### Material provided
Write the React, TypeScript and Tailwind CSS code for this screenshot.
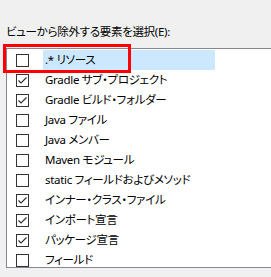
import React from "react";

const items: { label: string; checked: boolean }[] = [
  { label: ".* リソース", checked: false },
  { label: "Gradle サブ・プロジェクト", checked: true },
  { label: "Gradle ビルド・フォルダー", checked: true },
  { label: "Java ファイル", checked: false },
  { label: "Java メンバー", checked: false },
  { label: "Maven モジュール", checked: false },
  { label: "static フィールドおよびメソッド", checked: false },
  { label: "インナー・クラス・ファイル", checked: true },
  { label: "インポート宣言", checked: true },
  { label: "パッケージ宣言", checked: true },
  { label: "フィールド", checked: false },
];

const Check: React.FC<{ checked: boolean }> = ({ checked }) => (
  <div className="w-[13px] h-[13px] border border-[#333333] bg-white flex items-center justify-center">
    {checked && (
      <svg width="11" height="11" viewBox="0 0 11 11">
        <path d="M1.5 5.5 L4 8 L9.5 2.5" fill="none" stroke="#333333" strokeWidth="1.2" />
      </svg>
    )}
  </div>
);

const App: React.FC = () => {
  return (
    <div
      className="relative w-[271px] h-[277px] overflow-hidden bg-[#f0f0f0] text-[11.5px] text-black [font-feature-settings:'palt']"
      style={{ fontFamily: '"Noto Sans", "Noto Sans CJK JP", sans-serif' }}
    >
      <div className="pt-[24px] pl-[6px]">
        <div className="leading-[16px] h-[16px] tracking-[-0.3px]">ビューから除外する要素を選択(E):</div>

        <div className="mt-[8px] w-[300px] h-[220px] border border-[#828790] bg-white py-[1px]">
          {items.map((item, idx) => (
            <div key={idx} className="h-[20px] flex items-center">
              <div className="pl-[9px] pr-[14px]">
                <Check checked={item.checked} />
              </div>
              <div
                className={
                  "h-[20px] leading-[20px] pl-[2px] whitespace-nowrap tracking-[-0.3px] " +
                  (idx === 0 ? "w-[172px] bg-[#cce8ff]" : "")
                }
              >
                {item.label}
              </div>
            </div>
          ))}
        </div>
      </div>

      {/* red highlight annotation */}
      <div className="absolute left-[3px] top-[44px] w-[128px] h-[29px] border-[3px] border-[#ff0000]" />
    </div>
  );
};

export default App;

### Exercise requirements
Repeat the data exactly, dropping every picture it holds.

### Exercise output
Write the React, TypeScript and Tailwind CSS code for this screenshot.
import React from "react";

const items: { label: string; checked: boolean }[] = [
  { label: ".* リソース", checked: false },
  { label: "Gradle サブ・プロジェクト", checked: true },
  { label: "Gradle ビルド・フォルダー", checked: true },
  { label: "Java ファイル", checked: false },
  { label: "Java メンバー", checked: false },
  { label: "Maven モジュール", checked: false },
  { label: "static フィールドおよびメソッド", checked: false },
  { label: "インナー・クラス・ファイル", checked: true },
  { label: "インポート宣言", checked: true },
  { label: "パッケージ宣言", checked: true },
  { label: "フィールド", checked: false },
];

const Check: React.FC<{ checked: boolean }> = ({ checked }) => (
  <div className="w-[13px] h-[13px] border border-[#333333] bg-white flex items-center justify-center">
    {checked && (
      <svg width="11" height="11" viewBox="0 0 11 11">
        <path d="M1.5 5.5 L4 8 L9.5 2.5" fill="none" stroke="#333333" strokeWidth="1.2" />
      </svg>
    )}
  </div>
);

const App: React.FC = () => {
  return (
    <div
      className="relative w-[271px] h-[277px] overflow-hidden bg-[#f0f0f0] text-[11.5px] text-black [font-feature-settings:'palt']"
      style={{ fontFamily: '"Noto Sans", "Noto Sans CJK JP", sans-serif' }}
    >
      <div className="pt-[24px] pl-[6px]">
        <div className="leading-[16px] h-[16px] tracking-[-0.3px]">ビューから除外する要素を選択(E):</div>

        <div className="mt-[8px] w-[300px] h-[220px] border border-[#828790] bg-white py-[1px]">
          {items.map((item, idx) => (
            <div key={idx} className="h-[20px] flex items-center">
              <div className="pl-[9px] pr-[14px]">
                <Check checked={item.checked} />
              </div>
              <div
                className={
                  "h-[20px] leading-[20px] pl-[2px] whitespace-nowrap tracking-[-0.3px] " +
                  (idx === 0 ? "w-[172px] bg-[#cce8ff]" : "")
                }
              >
                {item.label}
              </div>
            </div>
          ))}
        </div>
      </div>

      {/* red highlight annotation */}
      <div className="absolute left-[3px] top-[44px] w-[128px] h-[29px] border-[3px] border-[#ff0000]" />
    </div>
  );
};

export default App;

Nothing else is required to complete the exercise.